Reed Smith In-depth

Key takeaways

  • On September 12, 2024, the Sacramento Superior Court denied summary judgment to both the Investment Company Institute (“ICI”) and the California Controller regarding the construction of California Code of Civil Procedure § 1516 (“Section 1516”), the statutory provision that determines when a security becomes dormant.
  • The Court’s decision does not resolve the ongoing uncertainty for holders over when to escheat securities and may even deepen that uncertainty, and signals that it could take several more years until holders receive final, binding guidance on Section 1516.
  • In light of the risk created by this uncertainty, holders should consider consulting with counsel for assistance in navigating this complex situation.

Background

In October 2021, Investment Company Institute (“ICI”) challenged the California Controller’s interpretation of California Code of Civil Procedure § 1516 (“Section 1516”).

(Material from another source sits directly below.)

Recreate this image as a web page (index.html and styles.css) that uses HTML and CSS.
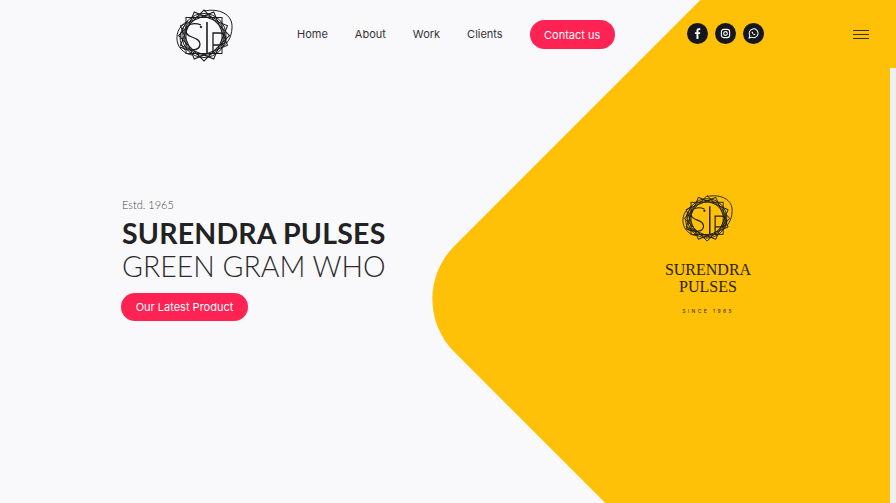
FILE: index.html
```html
<!DOCTYPE html>
<html lang="en">
<head>
   <meta charset="UTF-8">
   <meta name="viewport" content="width=device-width, initial-scale=1.0">
   <title>Surendra Pulses</title>
   <link rel="stylesheet" href="styles.css">
</head>
<body>
   <svg width="0" height="0" class="defs">
      <symbol id="mark" viewBox="0 0 60 56">
         <g fill="none" stroke="#1c1c1c" stroke-width="1">
            <!-- ring of turned squares -->
            <rect x="11" y="11.500" width="36" height="36" transform="rotate(45 29 29.500)"/>
            <rect x="11" y="11.500" width="36" height="36" transform="rotate(22.500 29 29.500)"/>
            <rect x="11" y="11.500" width="36" height="36" transform="rotate(67.500 29 29.500)"/>
            <rect x="11" y="11.500" width="36" height="36"/>
            <circle cx="29" cy="29.500" r="20"/>
            <circle cx="29" cy="29.500" r="22"/>
            <!-- outer swooshes -->
            <path d="M29 5 C44 2 58 8 57 22 C56.500 32 52 38 46 42"/>
            <path d="M13 15 C3 20 0 30 3 38 C5 44 11 48 17 49"/>
            <path d="M10 19 C4 26 3 36 10 44"/>
            <!-- monogram -->
            <path d="M26 19 C19 16 11 18 11 25 C11 33 25 30 25 38 C25 46 12 45 5 41" stroke-width="1.300"/>
            <path d="M32 16 V48" stroke-width="1.600"/>
            <path d="M38 48 V27 h7 a6 6 0 0 1 0 12 h-7" stroke-width="1.300"/>
            <circle cx="26" cy="21" r=".8" fill="#1c1c1c"/>
         </g>
      </symbol>
   </svg>

   <div class="backdrop"><div class="shape"></div></div>
   <div class="scroll-strip"></div>

   <header class="topbar">
      <a class="logo" href="#"><svg width="60" height="56"><use href="#mark"/></svg></a>
      <nav class="menu">
         <a href="#">Home</a>
         <a href="#">About</a>
         <a href="#">Work</a>
         <a href="#">Clients</a>
         <a href="#" class="btn contact">Contact us</a>
      </nav>
      <div class="social">
         <a href="#">
            <svg width="11" height="11" viewBox="0 0 12 12"><path fill="#fff" d="M7 12V6.600h1.700L9 4.500H7V3.300c0-.6.2-1 1-1h1V.4C8.800.3 8.200.3 7.600.3 6 .3 4.900 1.200 4.900 3v1.500H3.200v2.100h1.700V12z"/></svg>
         </a>
         <a href="#">
            <svg width="11" height="11" viewBox="0 0 12 12" fill="none" stroke="#fff" stroke-width="1.200"><rect x="1.500" y="1.500" width="9" height="9" rx="2.500"/><circle cx="6" cy="6" r="2"/></svg>
         </a>
         <a href="#">
            <svg width="11" height="11" viewBox="0 0 12 12" fill="none" stroke="#fff" stroke-width="1.100"><path d="M1.200 10.800l.8-2.700A4.800 4.800 0 1 1 4 10z"/><path d="M4.400 3.800c-.5.5-.5 1.300.2 2.200s1.600 1.700 2.500 1.800c.6 0 1-.4 1.100-.9L7.200 6.300l-.6.5c-.5-.2-1-.8-1.300-1.300l.4-.6z" fill="#fff" stroke="none"/></svg>
         </a>
      </div>
      <button class="burger" aria-label="Menu"><span></span><span></span><span></span></button>
   </header>

   <main class="hero">
      <div class="intro">
         <p class="estd">Estd. 1965</p>
         <h1>SURENDRA PULSES</h1>
         <h2>GREEN GRAM WHO</h2>
         <a href="#" class="btn latest">Our Latest Product</a>
      </div>
      <div class="brand">
         <svg width="54" height="50"><use href="#mark"/></svg>
         <p class="brand-name">SURENDRA<br>PULSES</p>
         <p class="brand-since">SINCE 1965</p>
      </div>
   </main>
</body>
</html>
```

FILE: styles.css
```css
html, body {
   height: 100%;
}

body {
   overflow: hidden;
   margin: 0;
   position: relative;
   background-color: #f9f9fb;
   color: #222;
   font-family: "Inter", "Liberation Sans", sans-serif;
}

a {
   color: inherit;
   text-decoration: none;
}

.defs {
   position: absolute;
}

.backdrop {
   position: absolute;
   inset: 0;
   overflow: hidden;
}

/* big yellow square turned on its corner, sits behind everything */
.shape {
   position: absolute;
   left: 567px;
   top: -101px;
   width: 800px;
   height: 800px;
   border-radius: 75px;
   background-color: #ffc107;
   transform: rotate(45deg);
}

.scroll-strip {
   position: absolute;
   top: 68px;
   right: 0;
   bottom: 0;
   width: 6px;
   background-color: #eeeef3;
}

.topbar {
   position: relative;
   display: flex;
   align-items: center;
   height: 68px;
   padding-left: 175px;
}

.logo {
   display: flex;
   width: 60px;
   margin-right: 62px;
}

.menu {
   display: flex;
   align-items: center;
   width: 390px;
   font-size: 11px;
   color: #333;
}

.menu a {
   margin-right: 27px;
}

.btn {
   display: flex;
   align-items: center;
   justify-content: center;
   border-radius: 20px;
   background-color: #ff2353;
   color: #fff;
}

.menu .contact {
   width: 85px;
   height: 29px;
   margin: 1px 0 0;
   color: #fff;
}

.social {
   display: flex;
   gap: 7px;
   margin-right: 89px;
   margin-top: -1px;
}

.social a {
   display: flex;
   align-items: center;
   justify-content: center;
   width: 21px;
   height: 21px;
   border-radius: 50%;
   background-color: #16171c;
}

.burger {
   display: flex;
   flex-direction: column;
   gap: 3px;
   width: 16px;
   padding: 0;
   border: 0;
   background: none;
}

.burger span {
   height: 1px;
   width: 16px;
   background-color: #3a3014;
}

.hero {
   position: relative;
   display: flex;
   padding-left: 122px;
}

.intro {
   width: 541px;
   padding-top: 130px;
}

.estd {
   margin: 0 0 6px;
   font-family: "Lato", sans-serif;
   font-size: 11px;
   font-weight: 300;
   color: #444;
}

h1, h2 {
   margin: 0;
   font-family: "Lato", sans-serif;
   font-size: 28.500px;
   line-height: 33px;
   white-space: nowrap;
}

h1 {
   font-weight: 700;
   letter-spacing: .2px;
   color: #222;
}

h2 {
   font-weight: 300;
   color: #2a2a2a;
}

.latest {
   width: 127px;
   height: 28px;
   margin-top: 10px;
   margin-left: -1px;
   font-size: 11px;
}

.brand {
   display: flex;
   flex-direction: column;
   align-items: center;
   width: 90px;
   padding-top: 124px;
   color: #2a1c00;
}

.brand-name {
   margin: 19px 0 0;
   font-family: "Liberation Serif", serif;
   font-size: 16px;
   line-height: 17px;
   text-align: center;
   white-space: nowrap;
}

.brand-since {
   margin: 13px 0 0;
   font-size: 5px;
   letter-spacing: 2.400px;
   white-space: nowrap;
}
```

Section 1516 relates to the presumption of abandonment for securities and provides that a security is presumed abandoned “if (1) the [security] is owned by a person who for more than three years has neither claimed a dividend [or similar payment]. . . nor corresponded in writing with the [holder] or otherwise indicated an interest as evidenced by a memorandum or other record on file with the [holder], and (2) the [holder] does not know the location of the owner at the end of the three-year period.” Section 1516(b) (emphasis added). Separately, Section 1516(d) requires a holder to mail outreach notices (referred to as pre-escheat “due diligence”) to owners six to twelve months before stock becomes escheatable to the state.